- Task directions
In the material below, identify each line bearing the word "styles". Reproduce those lines.

# # # #

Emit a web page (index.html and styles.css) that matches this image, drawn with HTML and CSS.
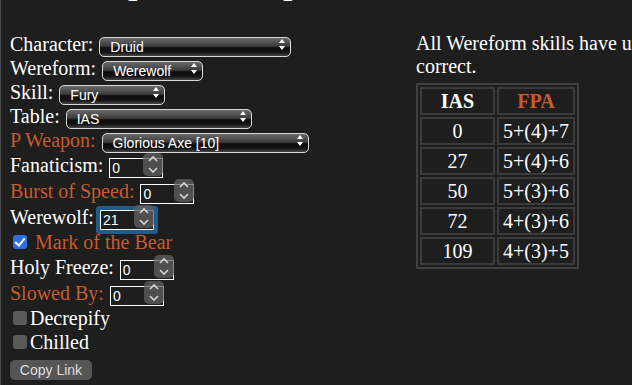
FILE: index.html
```html
<!DOCTYPE html>
<html lang="en">
<head>
    <meta charset="UTF-8">
    <meta name="viewport" content="width=device-width, initial-scale=1.0">
    <title>Wereform Breakpoints</title>
    <link rel="stylesheet" href="styles.css">
</head>
<body>
    <h1>Attack Speed Breakpoints</h1>

    <div class="main">
        <!-- options -->
        <form class="controls" id="calcForm">
            <div class="row">
                <label for="character">Character:</label>
                <span class="select w-char">
                    <select id="character"><option>Druid</option></select>
                </span>
            </div>
            <div class="row">
                <label for="wereform">Wereform:</label>
                <span class="select w-form">
                    <select id="wereform"><option>Werewolf</option></select>
                </span>
            </div>
            <div class="row">
                <label for="skill">Skill:</label>
                <span class="select w-skill">
                    <select id="skill"><option>Fury</option></select>
                </span>
            </div>
            <div class="row">
                <label for="table">Table:</label>
                <span class="select w-table">
                    <select id="table"><option>IAS</option></select>
                </span>
            </div>
            <div class="row">
                <label for="weapon" class="hl">P Weapon:</label>
                <span class="select w-weapon">
                    <select id="weapon"><option>Glorious Axe [10]</option></select>
                </span>
            </div>
            <div class="row num-row">
                <label for="fanaticism">Fanaticism:</label>
                <span class="num">
                    <input type="number" id="fanaticism" value="0">
                    <span class="spin"><svg width="20" height="23" viewBox="0 0 20 23"><path d="M6 8 L10 4 L14 8 M6 15 L10 19 L14 15"/></svg></span>
                </span>
            </div>
            <div class="row num-row">
                <label for="bos" class="hl">Burst of Speed:</label>
                <span class="num">
                    <input type="number" id="bos" value="0">
                    <span class="spin"><svg width="20" height="23" viewBox="0 0 20 23"><path d="M6 8 L10 4 L14 8 M6 15 L10 19 L14 15"/></svg></span>
                </span>
            </div>
            <div class="row num-row">
                <label for="werewolf">Werewolf:</label>
                <span class="num focused">
                    <input type="number" id="werewolf" value="21">
                    <span class="spin"><svg width="20" height="23" viewBox="0 0 20 23"><path d="M6 8 L10 4 L14 8 M6 15 L10 19 L14 15"/></svg></span>
                </span>
            </div>
            <div class="row check-row">
                <input type="checkbox" id="mark" checked>
                <label for="mark" class="hl spaced">Mark of the Bear</label>
            </div>
            <div class="row num-row">
                <label for="holyFreeze">Holy Freeze:</label>
                <span class="num">
                    <input type="number" id="holyFreeze" value="0">
                    <span class="spin"><svg width="20" height="23" viewBox="0 0 20 23"><path d="M6 8 L10 4 L14 8 M6 15 L10 19 L14 15"/></svg></span>
                </span>
            </div>
            <div class="row num-row">
                <label for="slowed" class="hl">Slowed By:</label>
                <span class="num">
                    <input type="number" id="slowed" value="0">
                    <span class="spin"><svg width="20" height="23" viewBox="0 0 20 23"><path d="M6 8 L10 4 L14 8 M6 15 L10 19 L14 15"/></svg></span>
                </span>
            </div>
            <div class="row check-row">
                <input type="checkbox" id="decrepify">
                <label for="decrepify">Decrepify</label>
            </div>
            <div class="row check-row">
                <input type="checkbox" id="chilled">
                <label for="chilled">Chilled</label>
            </div>
            <button type="button" class="copy-btn">Copy Link</button>
        </form>

        <!-- results -->
        <div class="info">
            <p>All Wereform skills have unique breakpoints; these are correct.</p>
            <table class="bp-table">
                <tr><th class="ias">IAS</th><th class="hl">FPA</th></tr>
                <tr><td>0</td><td>5+(4)+7</td></tr>
                <tr><td>27</td><td>5+(4)+6</td></tr>
                <tr><td>50</td><td>5+(3)+6</td></tr>
                <tr><td>72</td><td>4+(3)+6</td></tr>
                <tr><td>109</td><td>4+(3)+5</td></tr>
            </table>
        </div>
    </div>
</body>
</html>
```

FILE: styles.css
```css
html {
    overflow: hidden;
}
body {
    font-family: "Liberation Serif", "Times New Roman", serif;
    font-size: 20px;
    margin: 0;
    padding: 0 0 0 9px;
    border-left: 1px solid #4a4a4a;
    background-color: #1e1e1e;
    color: #fff;
    min-height: 385px;
    box-sizing: border-box;
}
h1 {
    font-size: 32px;
    line-height: 36px;
    margin: -35px 0 31px;
    white-space: nowrap;
}
.hl {
    color: #c75b2e;
}
.main {
    display: flex;
    gap: 6px;
}
.controls {
    width: 400px;
    flex-shrink: 0;
}
.info {
    width: 475px;
    flex-shrink: 0;
}
.info p {
    margin: 0 0 5px;
    line-height: 23px;
}
.row {
    display: flex;
    align-items: center;
    gap: 6px;
    height: 24px;
    white-space: nowrap;
}
.num-row {
    height: 26px;
}
.check-row {
    gap: 3px;
}
.spaced {
    margin-left: 5px;
}

/* selects */
.select {
    position: relative;
    display: inline-block;
    height: 20px;
}
.select select {
    appearance: none;
    -webkit-appearance: none;
    width: 100%;
    height: 20px;
    box-sizing: border-box;
    margin: 0;
    padding: 0 20px 0 10px;
    border: 1px solid #d8d8d8;
    border-radius: 5px;
    background: linear-gradient(to bottom, #6a6a6a 0%, #3c3c3c 45%, #0c0c0c 55%, #141414 80%, #474747 100%);
    color: #fff;
    font-family: "Liberation Sans", Arial, sans-serif;
    font-size: 14px;
}
.select::before,
.select::after {
    content: "";
    position: absolute;
    right: 6px;
    border-left: 3px solid transparent;
    border-right: 3px solid transparent;
    pointer-events: none;
}
.select::before {
    top: 5px;
    border-bottom: 4px solid #fff;
}
.select::after {
    top: 12px;
    border-top: 4px solid #fff;
}
.w-char { width: 192px; }
.w-form { width: 101px; }
.w-skill { width: 106px; }
.w-table { width: 186px; }
.w-weapon { width: 207px; }

/* number inputs */
.num {
    position: relative;
    display: inline-block;
    height: 20px;
}
.num input {
    width: 54px;
    height: 20px;
    box-sizing: border-box;
    margin: 0;
    padding: 0 2px;
    border: 1px solid #fff;
    background: #1e1e1e;
    color: #fff;
    font-family: "Liberation Sans", Arial, sans-serif;
    font-size: 14px;
    outline: none;
    -moz-appearance: textfield;
}
.num input::-webkit-inner-spin-button,
.num input::-webkit-outer-spin-button {
    -webkit-appearance: none;
    margin: 0;
}
.num.focused input {
    border-radius: 1px;
    box-shadow: 0 0 0 4px #215b87;
}
.spin {
    position: absolute;
    right: 0;
    top: -2px;
    width: 20px;
    height: 23px;
    border-radius: 5px;
    background: rgba(98, 98, 98, 0.75);
}
.spin svg {
    display: block;
}
.spin path {
    fill: none;
    stroke: #d4d4d4;
    stroke-width: 1.6;
}

/* checkboxes */
.check-row input {
    appearance: none;
    -webkit-appearance: none;
    position: relative;
    width: 14px;
    height: 14px;
    margin: 0 0 0 3px;
    border-radius: 3px;
    background: #5a5a5a;
}
.check-row input:checked {
    background: #2f6edc;
}
.check-row input:checked::after {
    content: "";
    position: absolute;
    left: 4px;
    top: 1px;
    width: 4px;
    height: 8px;
    border: solid #fff;
    border-width: 0 2px 2px 0;
    transform: rotate(40deg);
}

.copy-btn {
    display: block;
    margin-top: 6px;
    width: 82px;
    height: 20px;
    padding: 0;
    border: none;
    border-radius: 5px;
    background-color: #555;
    color: #ddd;
    font-family: "Liberation Sans", Arial, sans-serif;
    font-size: 14px;
}

/* breakpoint table */
.bp-table {
    border: 2px solid #404040;
    border-spacing: 2px;
}
.bp-table th,
.bp-table td {
    border: 2px solid #3b3b3b;
    padding: 0 4px;
    height: 24px;
    line-height: 24px;
    text-align: center;
}
.bp-table .ias {
    width: 63px;
}
```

# # # #

- Result of this task
Emit a web page (index.html and styles.css) that matches this image, drawn with HTML and CSS.
    <link rel="stylesheet" href="styles.css">
FILE: styles.css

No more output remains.